A Retirement can be both exciting and terrifying for some people, as it’s such a significant transition in one’s life. As you plan for your retirement, it’s important to consider any fears you have that may prevent you from retiring. Through working with my clients, I’ve found there are a few common fears. First, some who have spent so many years dedicated to their career may fear they’ll lose their identity. Often, lawyers, doctors, teachers and other professionals may wonder what their purpose is if they’re no longer serving others. This is where it’s essential to return to the first question here and identify how you can find meaning in your new schedule. Second, many worry they could run out of money. While it’s impossible to predict the exact amount of money you will need, a financial plan can provide a roadmap that gives you probabilities of how long your money can last. Working with an advisor to review different scenarios may offer you more confidence. Lastly, another common fear is high taxes. While there’s no avoiding Uncle Sam, there are legal ways to mitigate your tax burden and make the most of your earnings. Consult with a tax advisor to give you an idea of how much of your withdrawals you’ll take home versus paying in taxes.

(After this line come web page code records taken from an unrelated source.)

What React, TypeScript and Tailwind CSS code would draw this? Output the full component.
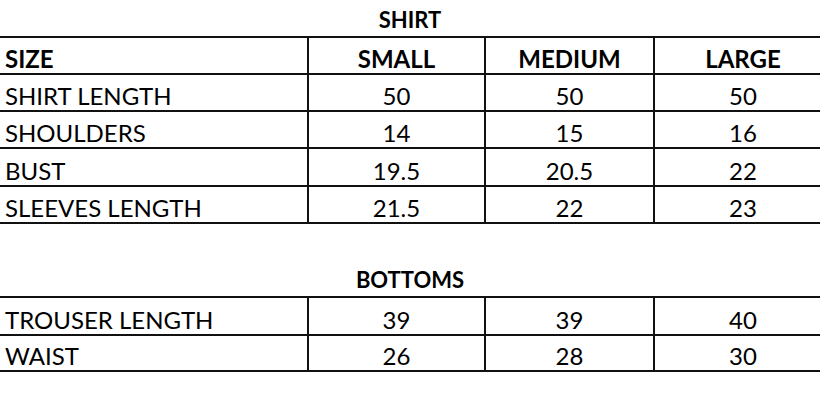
import React from "react";

const shirtRows = [
  ["SHIRT LENGTH", "50", "50", "50"],
  ["SHOULDERS", "14", "15", "16"],
  ["BUST", "19.5", "20.5", "22"],
  ["SLEEVES LENGTH", "21.5", "22", "23"],
];

const bottomRows = [
  ["TROUSER LENGTH", "39", "39", "40"],
  ["WAIST", "26", "28", "30"],
];

// row heights tuned so the rules land where the sheet's gridlines are
const shirtHeights = ["h-[37px]", "h-[37px]", "h-[38px]", "h-[37px]"];
const bottomHeights = ["h-[38px]", "h-[36px]"];

const Row = ({ cells, bold, h }: { cells: string[]; bold?: boolean; h: string }) => (
  <div className={`flex ${h} border-b-2 border-[#111] ${bold ? "font-bold" : ""}`}>
    <div className="w-[307px] flex items-end pl-[5px] pb-[2px] leading-none">{cells[0]}</div>
    <div className="w-[177px] flex items-end justify-center pb-[2px] border-l-2 border-[#111] leading-none">
      {cells[1]}
    </div>
    <div className="w-[169px] flex items-end justify-center pb-[2px] border-l-2 border-[#111] leading-none">
      {cells[2]}
    </div>
    <div className="w-[178px] flex items-end justify-center pb-[2px] border-l-2 border-[#111] leading-none">
      {cells[3]}
    </div>
  </div>
);

const Title = ({ text, h }: { text: string; h: string }) => (
  <div className={`${h} w-[820px] flex items-end justify-center pb-[5px] font-bold text-[22px] leading-none border-b-2 border-[#111]`}>
    {text}
  </div>
);

export default function App() {
  return (
    <div className="w-[820px] h-[409px] bg-white overflow-hidden text-black text-[24px] font-['Lato',sans-serif]">
      <div className="w-[831px]">
        <Title text="SHIRT" h="h-[38px]" />
        <Row cells={["SIZE", "SMALL", "MEDIUM", "LARGE"]} bold h="h-[37px]" />
        {shirtRows.map((r, i) => (
          <Row key={r[0]} cells={r} h={shirtHeights[i]} />
        ))}
        <div className="h-[37px]" />
        <Title text="BOTTOMS" h="h-[37px]" />
        {bottomRows.map((r, i) => (
          <Row key={r[0]} cells={r} h={bottomHeights[i]} />
        ))}
      </div>
    </div>
  );
}
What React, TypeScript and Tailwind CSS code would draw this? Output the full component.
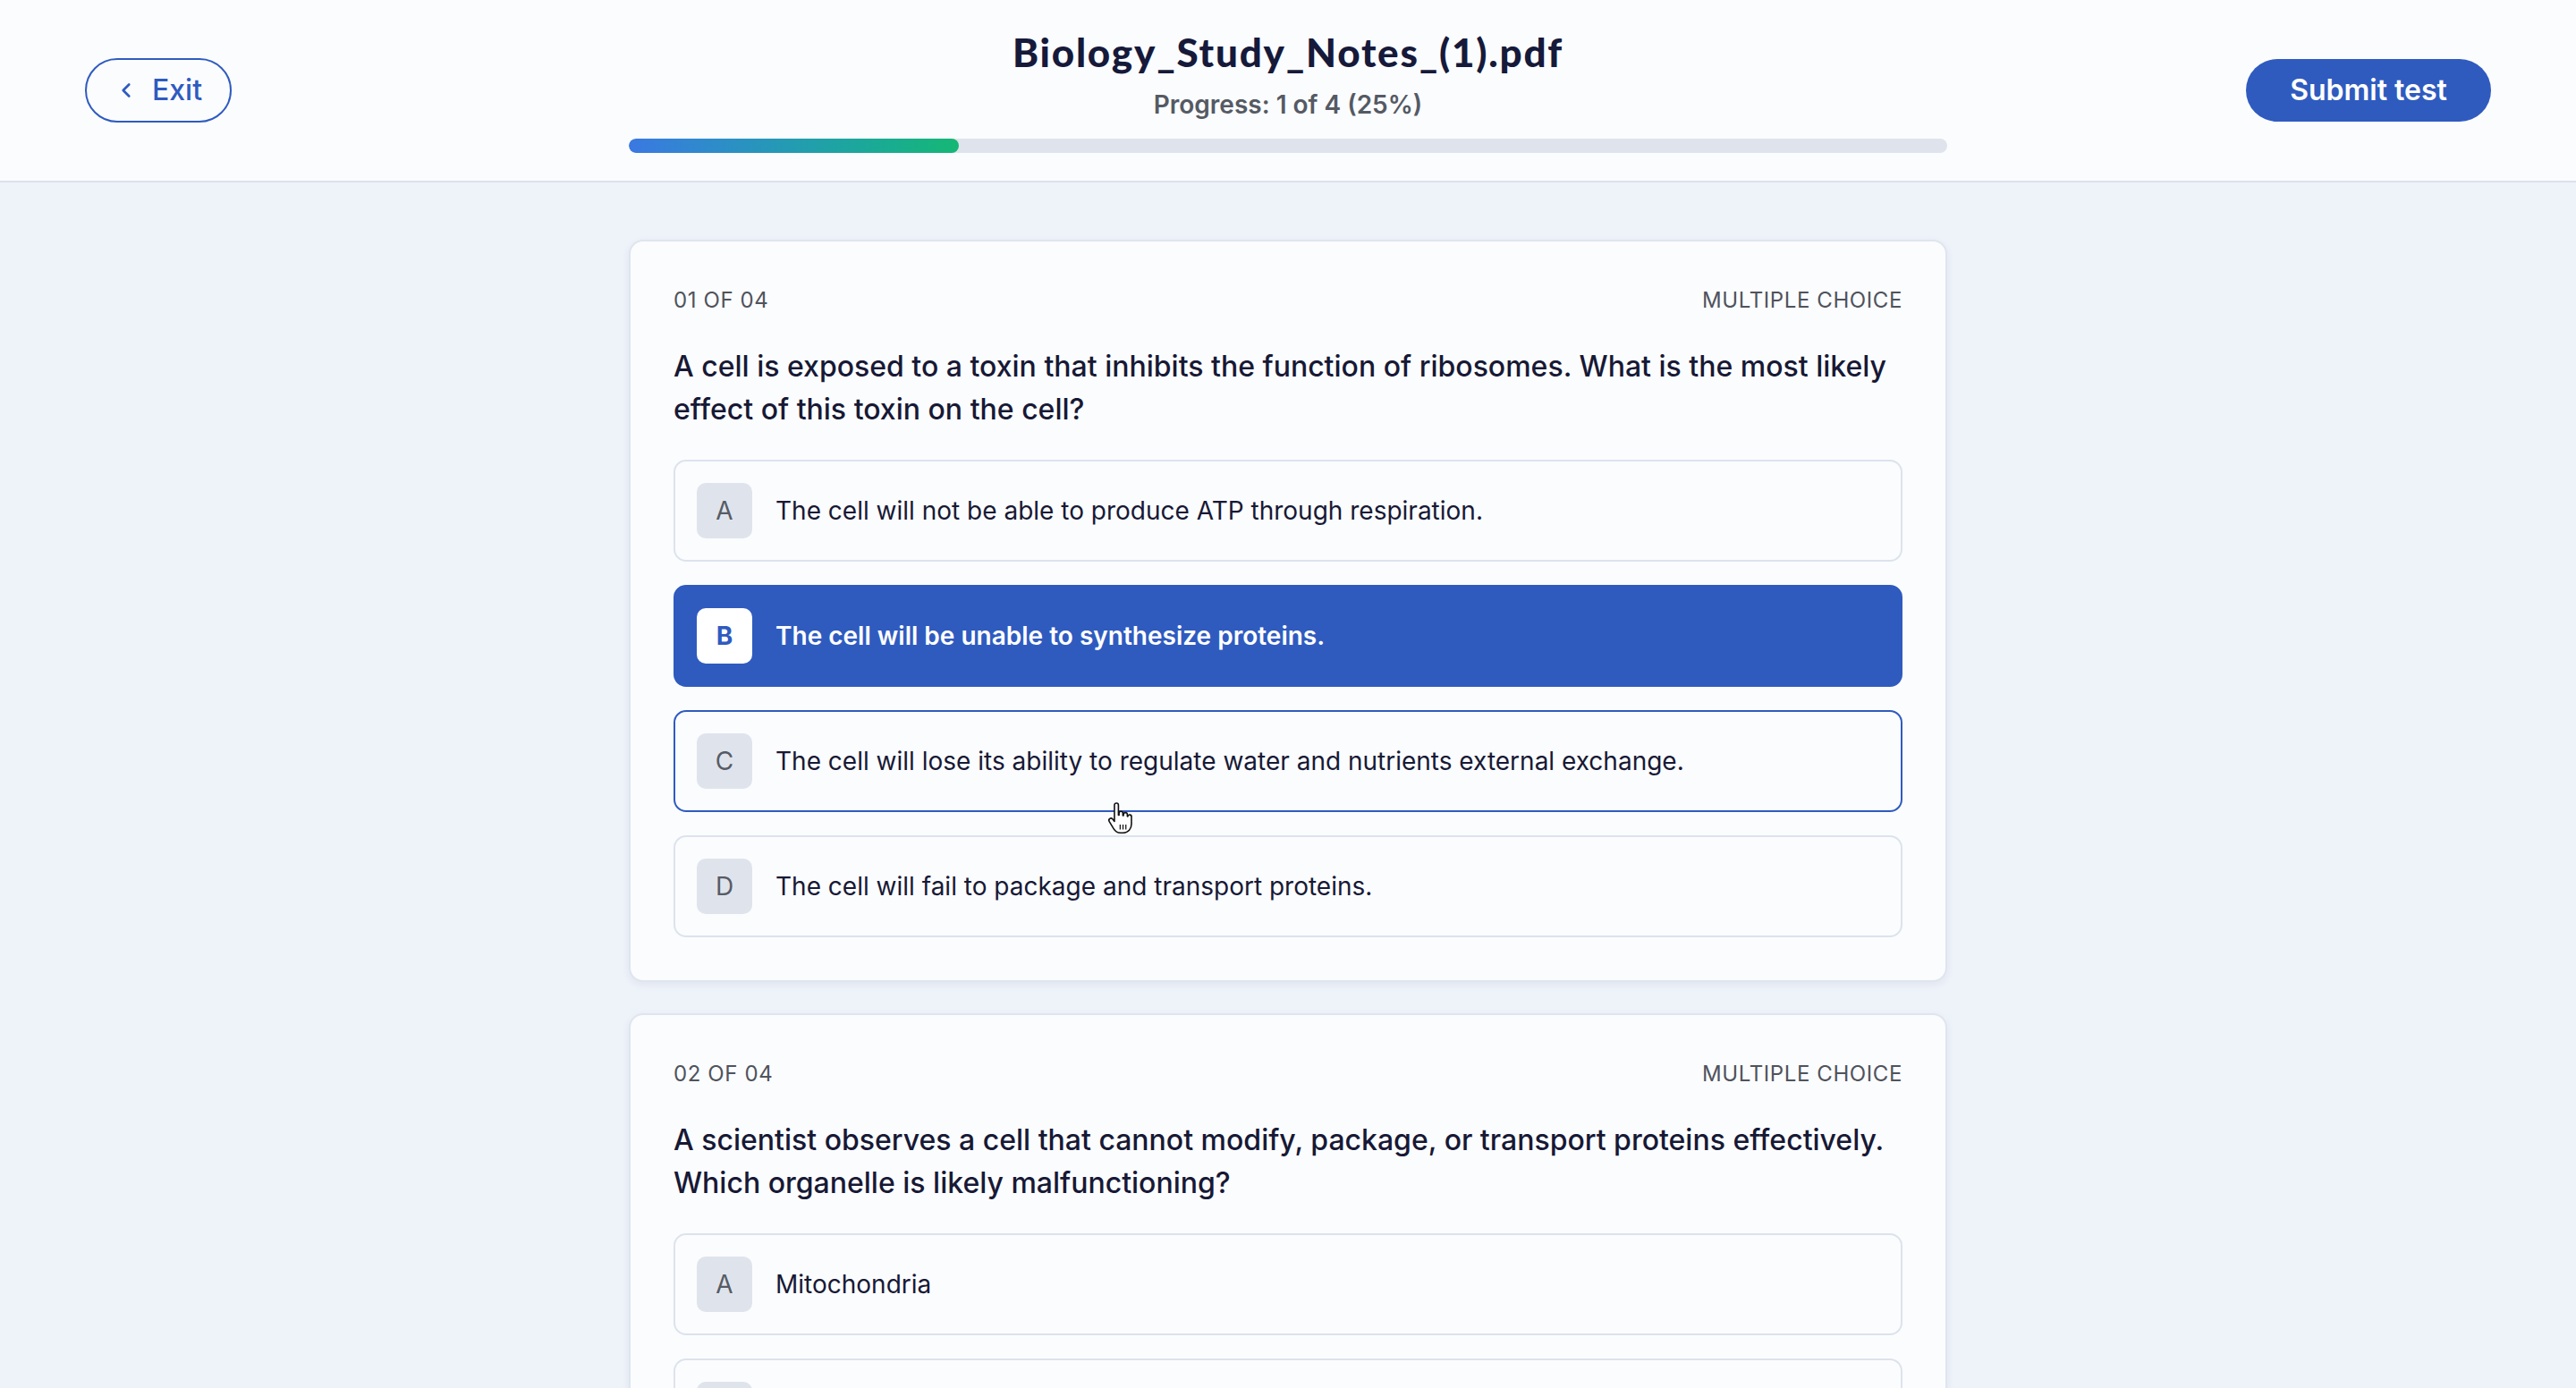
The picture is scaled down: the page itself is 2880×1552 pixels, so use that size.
import React from "react";
import { ChevronLeft } from "lucide-react";

type Q = { num: string; text: string; options: string[]; selected?: number; hover?: number };

const questions: Q[] = [
  {
    num: "01 OF 04",
    text: "A cell is exposed to a toxin that inhibits the function of ribosomes. What is the most likely effect of this toxin on the cell?",
    options: [
      "The cell will not be able to produce ATP through respiration.",
      "The cell will be unable to synthesize proteins.",
      "The cell will lose its ability to regulate water and nutrients external exchange.",
      "The cell will fail to package and transport proteins.",
    ],
    selected: 1,
    hover: 2,
  },
  {
    num: "02 OF 04",
    text: "A scientist observes a cell that cannot modify, package, or transport proteins effectively. Which organelle is likely malfunctioning?",
    options: ["Mitochondria", "Golgi apparatus", "Ribosomes", "Lysosomes"],
  },
];

const letters = ["A", "B", "C", "D"];

function HandCursor() {
  return (
    <svg
      className="absolute left-[481px] top-[100px] w-[32px] h-[38px] pointer-events-none"
      viewBox="0 0 18 21"
    >
      <path
        d="M5.6 2.2a1.25 1.25 0 0 1 2.5 0v6.3h.4V7.3a1.2 1.2 0 0 1 2.4 0v1.5h.4V8.1a1.2 1.2 0 0 1 2.4 0v1.2h.3a1.15 1.15 0 0 1 2.3.3V14c0 3.2-2 5.6-5.1 5.6H9.3c-2 0-3.2-1-4.200-2.6L2.3 12.4a1.3 1.3 0 0 1 2.1-1.5l1.2 1.5Z"
        fill="#ffffff"
        stroke="#111111"
        strokeWidth="0.9"
        strokeLinejoin="round"
      />
      <path d="M9.2 14.5v3M11 14.5v3M12.8 14.5v3" stroke="#111111" strokeWidth="0.7" />
    </svg>
  );
}

function Option({ letter, text, selected, hover }: { letter: string; text: string; selected?: boolean; hover?: boolean }) {
  if (selected) {
    return (
      <div className="h-[114px] rounded-[14px] border-2 border-[#2f5bbf] bg-[#2f5bbf] px-[24px] flex items-center gap-[26px]">
        <div className="w-[62px] h-[62px] shrink-0 rounded-[10px] bg-white flex items-center justify-center text-[28px] font-bold text-[#2f5bbf]">
          {letter}
        </div>
        <div className="text-[28px] font-semibold text-white">{text}</div>
      </div>
    );
  }
  return (
    <div
      className={
        hover
          ? "relative h-[114px] rounded-[14px] border-2 border-[#2f5bbf] bg-[#fbfcfe] px-[24px] flex items-center gap-[26px]"
          : "relative h-[114px] rounded-[14px] border-2 border-[#dde3ed] bg-[#fbfcfe] px-[24px] flex items-center gap-[26px]"
      }
    >
      <div className="w-[62px] h-[62px] shrink-0 rounded-[10px] bg-[#dfe4ec] flex items-center justify-center text-[28px] text-[#575b66]">
        {letter}
      </div>
      <div className="text-[28px] text-[#171935]">{text}</div>
      {hover ? <HandCursor /> : null}
    </div>
  );
}

function Card({ q }: { q: Q }) {
  return (
    <div className="w-[1474px] shrink-0 rounded-[16px] border-2 border-[#dfe5ef] bg-[#fbfcfe] shadow-[0_3px_8px_rgba(40,60,110,0.07)] px-[48px] pt-[48px] pb-[48px]">
      <div className="flex justify-between text-[24px] leading-[36px] tracking-wide text-[#4f535c]">
        <span>{q.num}</span>
        <span>MULTIPLE CHOICE</span>
      </div>
      <div className="mt-[32px] text-[32px] leading-[48px] font-medium text-[#171935]">{q.text}</div>
      <div className="mt-[32px] flex flex-col gap-[26px]">
        {q.options.map((o, i) => (
          <Option key={i} letter={letters[i]} text={o} selected={q.selected === i} hover={q.hover === i} />
        ))}
      </div>
    </div>
  );
}

export default function App() {
  return (
    <div className="min-h-screen bg-[#eef2f9] font-['Inter',sans-serif]">
      <header className="h-[204px] bg-[#fbfcfe] border-b-2 border-[#dce2ec] grid grid-cols-[1fr_1474px_1fr] items-center px-[95px]">
        <div className="flex justify-start">
          <button className="h-[72px] w-[164px] rounded-full border-2 border-[#2f5bbf] flex items-center justify-center gap-[16px] text-[#2f5bbf]">
            <ChevronLeft size={26} strokeWidth={2.5} />
            <span className="text-[32px] font-medium">Exit</span>
          </button>
        </div>
        <div className="flex flex-col items-center">
          <div className="text-[44px] leading-[54px] font-black tracking-[0.04em] text-[#161a3a] font-['Lato',sans-serif]">
            Biology_Study_Notes_(1).pdf
          </div>
          <div className="mt-[14px] text-[28px] leading-[36px] font-semibold text-[#555a64]">Progress: 1 of 4 (25%)</div>
          <div className="mt-[20px] w-full h-[16px] rounded-full bg-[#dfe4ec] overflow-hidden">
            <div className="h-full w-[25%] rounded-full bg-gradient-to-r from-[#3a78e2] to-[#16b774]" />
          </div>
        </div>
        <div className="flex justify-end">
          <button className="h-[70px] w-[274px] rounded-full bg-[#2f5bbf] text-white text-[32px] font-semibold">
            Submit test
          </button>
        </div>
      </header>
      <main className="pt-[64px] pb-[40px] flex flex-col items-center gap-[35px]">
        {questions.map((q, i) => (
          <Card key={i} q={q} />
        ))}
      </main>
    </div>
  );
}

How Will I Address the Issue of Long-Term Care?
While some expenses go down once you retire, others can increase, such as healthcare costs. On average, a couple both age 65 can expect to spend between $157,000 and $392,000 on healthcare costs alone throughout their retirement years — a 29% increase over the past 10 years. This estimate assumes enrollment in Medicare health coverage but doesn’t include the potential added expenses of a nursing home or long-term care that a retiree may require. Long-term care insurance covers the cost of services that include a variety of tasks you may need help with as you age. For the past 20 years that long-term care insurance has been available, cost was the most significant hurdle for most people. Today’s long-term care policies offer more flexibility and benefits than in the past, and there are now more options and affordable choices that are designed to fit almost any budget. The most well-known option is a standard long-term care insurance policy, where you pay a premium in exchange for the ability to receive benefits if you need them. This is a “use it or lose it” policy, so won’t receive any benefits or money back if you don’t end up needing longterm
care. If you don’t like the idea of a “use it or lose it” policy, you may consider a hybrid product, such as buying a life insurance policy with a long-term care rider. With this type of policy, you invest in a standard cash value life insurance policy and select your long-term care coverage terms in the rider. If you end up requiring long-term care, there are available funds. If you don’t need long-term care or if you don’t spend the total benefits available, your beneficiaries receive a death benefit payout upon your death.